**YOUR GOAL**
Locate each line holding the string "that" and copy it.

----

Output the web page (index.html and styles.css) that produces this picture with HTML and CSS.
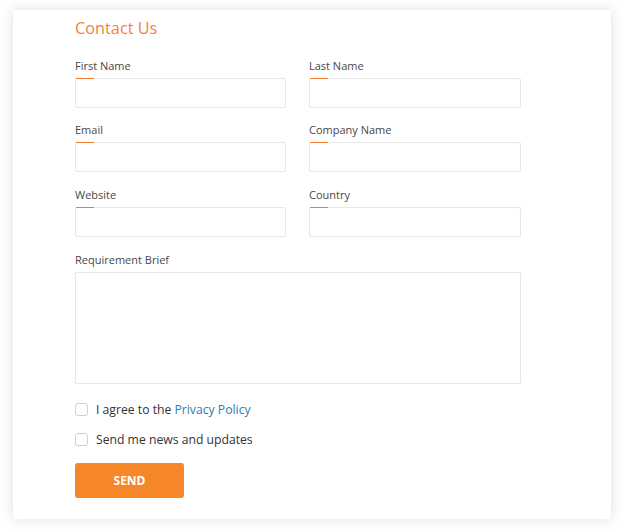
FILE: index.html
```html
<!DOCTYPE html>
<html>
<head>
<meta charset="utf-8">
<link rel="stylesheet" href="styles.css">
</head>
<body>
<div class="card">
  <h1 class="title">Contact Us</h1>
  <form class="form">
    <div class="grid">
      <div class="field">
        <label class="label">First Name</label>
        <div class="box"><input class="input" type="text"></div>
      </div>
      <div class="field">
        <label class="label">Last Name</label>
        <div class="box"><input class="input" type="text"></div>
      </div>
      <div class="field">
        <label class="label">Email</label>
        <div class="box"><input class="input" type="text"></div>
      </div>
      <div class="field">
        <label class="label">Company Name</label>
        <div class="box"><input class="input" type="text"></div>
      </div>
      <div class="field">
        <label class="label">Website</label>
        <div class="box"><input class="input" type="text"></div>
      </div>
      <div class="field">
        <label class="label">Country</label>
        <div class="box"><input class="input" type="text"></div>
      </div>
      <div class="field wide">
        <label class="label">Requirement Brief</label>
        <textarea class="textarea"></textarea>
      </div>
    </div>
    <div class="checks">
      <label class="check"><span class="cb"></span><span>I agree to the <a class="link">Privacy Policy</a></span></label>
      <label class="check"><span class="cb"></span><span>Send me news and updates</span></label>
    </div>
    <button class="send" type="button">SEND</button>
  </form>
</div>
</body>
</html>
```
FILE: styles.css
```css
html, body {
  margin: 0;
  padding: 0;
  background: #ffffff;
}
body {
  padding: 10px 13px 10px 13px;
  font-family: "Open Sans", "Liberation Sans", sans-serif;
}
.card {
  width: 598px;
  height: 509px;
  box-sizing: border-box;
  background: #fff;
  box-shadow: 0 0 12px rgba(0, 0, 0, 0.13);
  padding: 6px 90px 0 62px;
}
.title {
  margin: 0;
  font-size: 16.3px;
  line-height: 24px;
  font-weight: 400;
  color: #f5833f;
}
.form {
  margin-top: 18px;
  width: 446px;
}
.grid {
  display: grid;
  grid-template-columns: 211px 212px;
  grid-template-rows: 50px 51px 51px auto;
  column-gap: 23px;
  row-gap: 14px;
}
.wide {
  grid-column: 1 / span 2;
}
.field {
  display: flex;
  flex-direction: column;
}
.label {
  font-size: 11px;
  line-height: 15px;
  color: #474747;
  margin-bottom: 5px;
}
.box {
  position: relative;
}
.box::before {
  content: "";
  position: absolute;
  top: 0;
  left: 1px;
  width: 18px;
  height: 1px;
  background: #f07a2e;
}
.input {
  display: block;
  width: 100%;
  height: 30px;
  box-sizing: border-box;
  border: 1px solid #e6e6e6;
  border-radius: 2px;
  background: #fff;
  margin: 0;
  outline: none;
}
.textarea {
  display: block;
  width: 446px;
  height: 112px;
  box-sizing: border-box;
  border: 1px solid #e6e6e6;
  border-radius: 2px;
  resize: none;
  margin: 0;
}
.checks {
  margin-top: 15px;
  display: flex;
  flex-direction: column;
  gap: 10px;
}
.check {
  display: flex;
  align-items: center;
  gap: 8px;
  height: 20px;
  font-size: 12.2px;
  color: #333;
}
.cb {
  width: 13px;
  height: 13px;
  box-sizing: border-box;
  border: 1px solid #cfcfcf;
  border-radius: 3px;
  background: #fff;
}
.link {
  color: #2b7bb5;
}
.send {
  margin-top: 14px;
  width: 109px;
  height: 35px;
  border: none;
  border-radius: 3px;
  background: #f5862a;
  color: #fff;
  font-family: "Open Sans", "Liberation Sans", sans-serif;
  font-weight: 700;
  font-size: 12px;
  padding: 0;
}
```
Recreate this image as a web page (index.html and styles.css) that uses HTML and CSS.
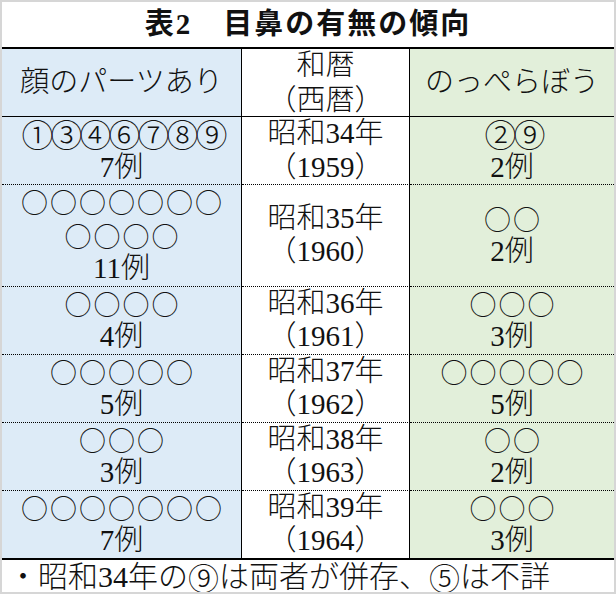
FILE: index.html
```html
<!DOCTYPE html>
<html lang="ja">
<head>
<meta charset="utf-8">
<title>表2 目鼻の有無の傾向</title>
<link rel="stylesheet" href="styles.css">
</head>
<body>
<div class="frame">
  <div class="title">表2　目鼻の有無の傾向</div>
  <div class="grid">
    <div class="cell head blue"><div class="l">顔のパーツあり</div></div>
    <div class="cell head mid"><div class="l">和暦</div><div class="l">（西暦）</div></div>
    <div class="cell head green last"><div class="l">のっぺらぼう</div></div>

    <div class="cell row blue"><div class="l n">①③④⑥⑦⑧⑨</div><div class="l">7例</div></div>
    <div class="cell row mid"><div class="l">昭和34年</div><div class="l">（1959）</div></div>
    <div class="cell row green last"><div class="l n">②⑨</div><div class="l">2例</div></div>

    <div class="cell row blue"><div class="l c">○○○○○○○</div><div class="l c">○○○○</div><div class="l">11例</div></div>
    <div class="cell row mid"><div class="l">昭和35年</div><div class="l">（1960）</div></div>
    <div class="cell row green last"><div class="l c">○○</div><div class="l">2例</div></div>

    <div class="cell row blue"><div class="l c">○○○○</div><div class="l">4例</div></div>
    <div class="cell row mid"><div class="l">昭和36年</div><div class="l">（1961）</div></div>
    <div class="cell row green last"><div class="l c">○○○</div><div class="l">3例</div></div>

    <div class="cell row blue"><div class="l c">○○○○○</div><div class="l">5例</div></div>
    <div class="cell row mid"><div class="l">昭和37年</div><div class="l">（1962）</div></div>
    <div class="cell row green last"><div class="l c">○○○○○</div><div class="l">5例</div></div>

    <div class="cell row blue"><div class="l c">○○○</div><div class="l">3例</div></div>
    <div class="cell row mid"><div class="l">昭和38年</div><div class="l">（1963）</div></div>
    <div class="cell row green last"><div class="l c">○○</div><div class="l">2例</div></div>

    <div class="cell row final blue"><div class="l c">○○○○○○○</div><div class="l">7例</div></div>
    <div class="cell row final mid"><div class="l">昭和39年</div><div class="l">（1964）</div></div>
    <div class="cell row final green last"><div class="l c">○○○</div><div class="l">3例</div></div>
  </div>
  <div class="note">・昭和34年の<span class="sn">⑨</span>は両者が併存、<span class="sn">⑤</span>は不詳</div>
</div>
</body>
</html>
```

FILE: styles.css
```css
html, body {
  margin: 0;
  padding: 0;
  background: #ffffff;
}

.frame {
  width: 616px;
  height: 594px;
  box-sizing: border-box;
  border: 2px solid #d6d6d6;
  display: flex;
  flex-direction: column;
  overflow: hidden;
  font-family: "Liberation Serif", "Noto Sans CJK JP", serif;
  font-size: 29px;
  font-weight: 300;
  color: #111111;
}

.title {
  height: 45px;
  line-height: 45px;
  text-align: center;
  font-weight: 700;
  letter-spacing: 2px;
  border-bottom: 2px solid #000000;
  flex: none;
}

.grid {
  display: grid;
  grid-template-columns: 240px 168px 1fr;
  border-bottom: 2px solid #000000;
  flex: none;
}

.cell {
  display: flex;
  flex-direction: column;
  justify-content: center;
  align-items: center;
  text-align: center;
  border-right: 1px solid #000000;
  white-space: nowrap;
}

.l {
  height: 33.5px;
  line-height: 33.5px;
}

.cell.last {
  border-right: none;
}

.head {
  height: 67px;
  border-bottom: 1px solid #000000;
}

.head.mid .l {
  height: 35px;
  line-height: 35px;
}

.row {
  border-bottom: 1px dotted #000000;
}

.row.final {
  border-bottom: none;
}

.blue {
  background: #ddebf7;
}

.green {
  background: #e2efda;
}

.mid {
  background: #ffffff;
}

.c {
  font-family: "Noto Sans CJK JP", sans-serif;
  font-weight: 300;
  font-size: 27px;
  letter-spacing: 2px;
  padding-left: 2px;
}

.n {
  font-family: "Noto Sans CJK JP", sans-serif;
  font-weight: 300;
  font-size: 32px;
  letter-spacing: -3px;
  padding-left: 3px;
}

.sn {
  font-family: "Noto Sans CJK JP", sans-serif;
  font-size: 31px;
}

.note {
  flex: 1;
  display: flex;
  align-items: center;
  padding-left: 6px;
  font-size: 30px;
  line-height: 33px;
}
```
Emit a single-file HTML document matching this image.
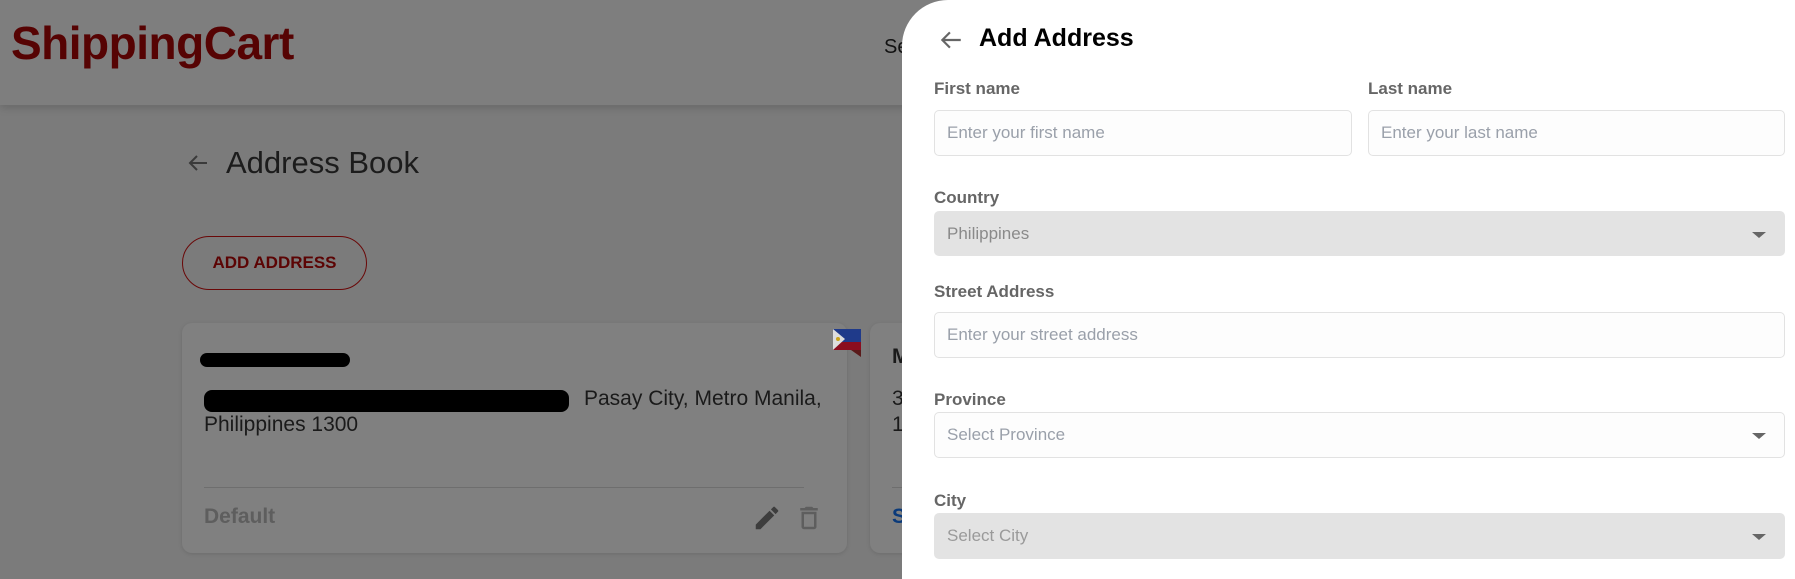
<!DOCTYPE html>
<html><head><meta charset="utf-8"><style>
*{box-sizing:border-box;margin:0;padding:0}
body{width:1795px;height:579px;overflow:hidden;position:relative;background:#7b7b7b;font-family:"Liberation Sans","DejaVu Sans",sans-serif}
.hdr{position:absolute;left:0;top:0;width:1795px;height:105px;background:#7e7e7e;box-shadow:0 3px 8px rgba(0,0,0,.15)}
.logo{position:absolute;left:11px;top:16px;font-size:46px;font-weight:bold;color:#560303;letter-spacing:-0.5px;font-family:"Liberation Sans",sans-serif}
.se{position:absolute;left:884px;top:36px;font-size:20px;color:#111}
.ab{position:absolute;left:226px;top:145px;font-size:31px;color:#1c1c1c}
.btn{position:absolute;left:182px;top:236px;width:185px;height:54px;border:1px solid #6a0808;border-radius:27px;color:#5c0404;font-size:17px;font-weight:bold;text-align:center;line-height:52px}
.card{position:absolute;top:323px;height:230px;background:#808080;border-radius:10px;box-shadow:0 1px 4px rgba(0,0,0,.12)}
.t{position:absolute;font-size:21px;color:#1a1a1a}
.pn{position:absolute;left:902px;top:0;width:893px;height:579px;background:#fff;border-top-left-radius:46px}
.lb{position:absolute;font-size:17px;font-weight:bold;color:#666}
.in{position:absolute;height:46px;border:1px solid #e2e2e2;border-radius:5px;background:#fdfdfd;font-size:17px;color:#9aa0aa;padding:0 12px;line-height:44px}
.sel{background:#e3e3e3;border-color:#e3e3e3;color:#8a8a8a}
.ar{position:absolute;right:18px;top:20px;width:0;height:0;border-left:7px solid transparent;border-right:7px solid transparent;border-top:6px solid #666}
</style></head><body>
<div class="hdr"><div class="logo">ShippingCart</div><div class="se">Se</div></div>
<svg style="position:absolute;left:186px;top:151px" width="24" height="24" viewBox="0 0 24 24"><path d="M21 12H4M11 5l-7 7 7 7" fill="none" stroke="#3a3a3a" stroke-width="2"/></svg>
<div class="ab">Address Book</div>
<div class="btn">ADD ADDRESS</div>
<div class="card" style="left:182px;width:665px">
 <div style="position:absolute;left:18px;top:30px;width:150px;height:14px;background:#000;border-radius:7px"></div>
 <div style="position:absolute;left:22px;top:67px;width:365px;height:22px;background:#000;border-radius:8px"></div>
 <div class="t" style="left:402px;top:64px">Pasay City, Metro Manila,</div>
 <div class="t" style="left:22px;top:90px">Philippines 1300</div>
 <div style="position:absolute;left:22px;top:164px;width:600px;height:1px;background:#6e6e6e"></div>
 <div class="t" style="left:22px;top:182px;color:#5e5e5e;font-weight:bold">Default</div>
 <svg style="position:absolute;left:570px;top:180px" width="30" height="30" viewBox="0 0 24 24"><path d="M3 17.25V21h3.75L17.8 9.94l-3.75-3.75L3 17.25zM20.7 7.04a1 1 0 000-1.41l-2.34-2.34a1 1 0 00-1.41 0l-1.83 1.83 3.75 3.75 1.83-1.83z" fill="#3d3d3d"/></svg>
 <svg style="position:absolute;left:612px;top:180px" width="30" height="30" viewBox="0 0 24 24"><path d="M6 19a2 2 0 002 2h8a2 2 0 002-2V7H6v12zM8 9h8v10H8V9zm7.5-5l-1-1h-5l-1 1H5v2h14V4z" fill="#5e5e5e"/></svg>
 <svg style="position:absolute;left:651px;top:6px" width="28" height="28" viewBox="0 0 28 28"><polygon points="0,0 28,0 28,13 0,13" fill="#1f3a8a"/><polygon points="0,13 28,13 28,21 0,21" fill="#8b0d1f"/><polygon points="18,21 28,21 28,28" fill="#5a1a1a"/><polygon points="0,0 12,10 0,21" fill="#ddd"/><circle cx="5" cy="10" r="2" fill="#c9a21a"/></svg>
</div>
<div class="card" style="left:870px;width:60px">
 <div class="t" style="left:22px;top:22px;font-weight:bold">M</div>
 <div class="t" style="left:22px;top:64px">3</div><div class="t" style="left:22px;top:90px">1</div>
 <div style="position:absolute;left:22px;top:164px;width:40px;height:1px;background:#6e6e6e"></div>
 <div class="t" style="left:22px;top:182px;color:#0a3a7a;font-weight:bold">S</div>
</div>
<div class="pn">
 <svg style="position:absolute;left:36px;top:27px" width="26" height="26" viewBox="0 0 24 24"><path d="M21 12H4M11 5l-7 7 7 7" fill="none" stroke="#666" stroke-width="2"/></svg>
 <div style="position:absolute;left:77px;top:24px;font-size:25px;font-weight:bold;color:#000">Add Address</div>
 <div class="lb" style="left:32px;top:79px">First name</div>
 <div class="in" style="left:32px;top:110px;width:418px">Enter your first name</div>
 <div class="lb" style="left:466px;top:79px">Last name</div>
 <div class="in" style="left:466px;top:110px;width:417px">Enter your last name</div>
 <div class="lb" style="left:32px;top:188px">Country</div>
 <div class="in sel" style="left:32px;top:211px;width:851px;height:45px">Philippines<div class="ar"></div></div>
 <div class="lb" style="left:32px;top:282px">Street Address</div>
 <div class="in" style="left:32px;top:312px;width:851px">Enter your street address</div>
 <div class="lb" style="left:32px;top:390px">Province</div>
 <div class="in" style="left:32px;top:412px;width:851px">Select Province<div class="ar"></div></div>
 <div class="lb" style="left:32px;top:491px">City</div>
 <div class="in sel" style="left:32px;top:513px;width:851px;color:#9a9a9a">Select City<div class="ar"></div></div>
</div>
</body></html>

----

**ANSWER FOR THIS EXERCISE**
Output the web page (index.html and styles.css) that produces this picture with HTML and CSS.
Recreate this image as a web page (index.html and styles.css) that uses HTML and CSS.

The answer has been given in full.